I asked what else there was to do, and there were a lot of art materials, but everything was self-directed. There was no organising expertise or suggested theme to motivate the user. I grabbed some brightly coloured strips of Plasticine thinking to model some animals, but despite trying to moisten it, it was too old and too prone to cracking to be useable. I drifted away.
I did appreciate that the OTs were doing rehabilitative activities with individual patients, helping people shower, cook, etc, acquire or reacquire important living skills. They did assessments at people’s homes to see how those skills would be used in practice. A friend of mine could not wear her shoes because her feet were too swollen, and the OT assistant kindly went to her house to find her slippers for her. They were doing good work, but all with individuals.
So what did the rest of us do? Those that could, read – one good thing about the ward was the range of books. There was a surprising amount of classic Russian literature. I can’t help wondering who left that behind when they were discharged. Some people watched telly, but mostly it talked to itself, it was too difficult to find something that everybody wanted to watch. I did watch Love Island a few times, because that won the most number of votes.
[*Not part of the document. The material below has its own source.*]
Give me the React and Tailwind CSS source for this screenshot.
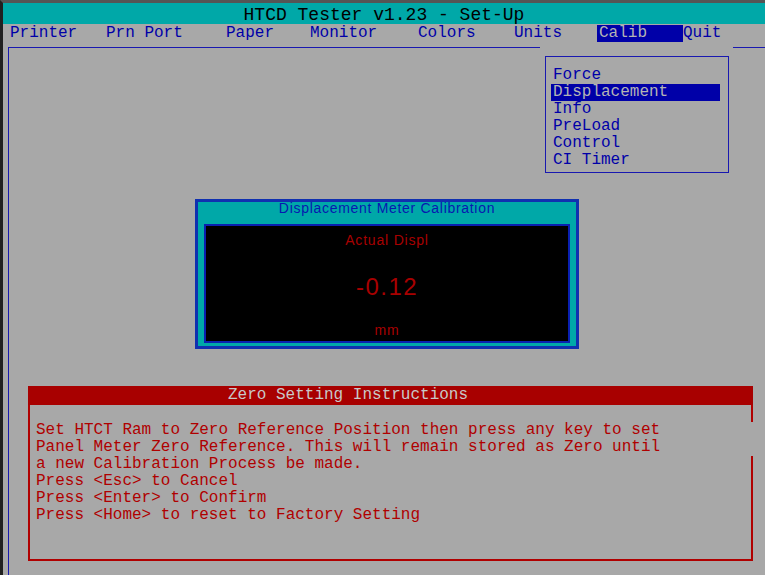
const mono = { fontFamily: '"Liberation Mono", "Courier New", monospace' }

const menu = [
  { label: 'Printer', w: 'w-[96px]' },
  { label: 'Prn Port', w: 'w-[120px]' },
  { label: 'Paper', w: 'w-[84px]' },
  { label: 'Monitor', w: 'w-[108px]' },
  { label: 'Colors', w: 'w-[96px]' },
  { label: 'Units', w: 'w-[83px]' },
  { label: 'Calib', w: 'w-[86px]', active: true },
  { label: 'Quit', w: 'w-[60px]' },
]

const calibItems = ['Force', 'Displacement', 'Info', 'PreLoad', 'Control', 'CI Timer']

const instructions = [
  'Set HTCT Ram to Zero Reference Position then press any key to set',
  'Panel Meter Zero Reference. This will remain stored as Zero until',
  'a new Calibration Process be made.',
  'Press <Esc> to Cancel',
  'Press <Enter> to Confirm',
  'Press <Home> to reset to Factory Setting',
]

function MenuBar() {
  return (
    <div className="h-[23px] flex items-start pl-[7px] pt-[1px] text-[16px] text-[#0000a8]" style={mono}>
      {menu.map((m) =>
        m.active ? (
          <span key={m.label} className={`${m.w} h-[17px] leading-[17px] pl-[2px] bg-[#0000a8] text-[#b4b4b4] whitespace-pre`}>
            {m.label}
          </span>
        ) : (
          <span key={m.label} className={`${m.w} h-[17px] leading-[17px] whitespace-pre`}>
            {m.label}
          </span>
        )
      )}
    </div>
  )
}

function CalibMenu() {
  return (
    <div className="absolute left-[537px] top-[40px] w-[193px] h-[134px] bg-[#a8a8a8] pl-[5px] pt-[13px]">
      <div className="w-[184px] h-[117px] border border-[#1818b0] pt-[10px] text-[16px] text-[#0000a8]" style={mono}>
        {calibItems.map((item) => (
          <div
            key={item}
            className={
              item === 'Displacement'
                ? 'ml-[5px] w-[169px] h-[17px] leading-[17px] pl-[2px] bg-[#0000a8] text-[#b4b4b4] whitespace-pre'
                : 'ml-[5px] h-[17px] leading-[17px] pl-[2px] whitespace-pre'
            }
          >
            {item}
          </div>
        ))}
      </div>
    </div>
  )
}

function MeterPanel() {
  const sans = { fontFamily: '"Liberation Sans", Arial, sans-serif' }
  return (
    <div className="ml-[186px] mt-[151px] w-[384px] h-[150px] bg-[#00a8a8] border-[3px] border-[#1030b0] flex flex-col" style={sans}>
      <div className="h-[22px] leading-[13px] text-center text-[14px] tracking-[0.7px] text-[#0818b0]">
        Displacement Meter Calibration
      </div>
      <div className="mx-[6px] h-[119px] bg-black border-2 border-[#0a20b0] flex flex-col items-center text-[#a80000]">
        <div className="mt-[5px] h-[18px] leading-[18px] text-[14px] tracking-[0.8px]">Actual Displ</div>
        <div className="mt-[23px] h-[30px] leading-[30px] text-[24px] tracking-[1.5px]">-0.12</div>
        <div className="mt-[19px] h-[18px] leading-[18px] text-[14px] tracking-[0.8px]">mm</div>
      </div>
    </div>
  )
}

function InstructionBox() {
  return (
    <div className="ml-[19px] mt-[37px] w-[725px] h-[175px] border-2 border-t-0 border-[#b00000] text-[16px]" style={mono}>
      <div className="-mx-[2px] h-[19px] bg-[#a80000] text-[#c8c8c8] leading-[19px] pl-[200px] whitespace-pre">
        Zero Setting Instructions
      </div>
      <div className="pt-[17px] text-[#b00000]">
        {instructions.map((line, i) => (
          <div
            key={i}
            className={`h-[17px] leading-[17px] pl-[6px] whitespace-pre ${i < 2 ? 'relative -mr-[2px] bg-[#a8a8a8]' : ''}`}
          >
            {line}
          </div>
        ))}
      </div>
    </div>
  )
}

export default function App() {
  return (
    <div className="relative w-[765px] h-[575px] overflow-hidden bg-[#a8a8a8] border-t-[3px] border-t-[#555] border-l-[3px] border-l-[#202020] flex flex-col">
      <div className="h-[21px] shrink-0 bg-[#00a8a8] flex items-center justify-center text-[18px] text-black pt-[4px]" style={mono}>
        HTCD Tester v1.23 - Set-Up
      </div>
      <MenuBar />
      <div className="flex-1 ml-[5px] border-t border-l border-[#1818b0]">
        <MeterPanel />
        <InstructionBox />
      </div>
      <CalibMenu />
    </div>
  )
}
In general, people were talking to each other. Yes, that’s a good thing, but it was very inconsequential because people’s stays were short and meaningful relationships were hard to achieve. The activity most commonly engaged in to alleviate the dullness was smoking. Two patients told me that they had been non-smokers when they were admitted but had taken up smoking because of the boredom. I’m pretty sure this isn’t the kind of physical health outcome the Health Board are looking for.
Without meaningful activity designed to produce a therapeutic environment, what is the purpose of a ward? It becomes nothing but a warehouse, a place to contain people until they are no longer a risk to themselves or others. That’s it. Beds instead of shelves, but otherwise just a storage facility. By day three of my admission I was desperate to leave. Not because it was nasty, the staff were lovely, with very few exceptions the patients were nice to be around, there was a lovely garden (for smoking, of course). The food was bad, but it wasn’t dire, and you got a choice. But it was so boring. I didn’t want to be warehoused. I wanted to be occupied at a time when I found it hard to occupy myself until the danger had fully passed.
I know now that when I was complaining on the first unit, I had no idea that I was actually lucky. Since tweeting about the total lack of structure on my last ward, quite a few people have come back to me along the lines of, “Sounds like the ward I was on.” This is a widespread problem. I’m going to write to the Health Board expressing my concerns that any ward should be used as a warehouse and giving my perspective on what it is like to be in a non-therapeutic ward environment. I announced this plan to my Community Psychiatric Nurse, who I think was slightly amused, but I’m very serious about sharing my views. We’re vulnerable people, we’re not boxes, and we deserve better.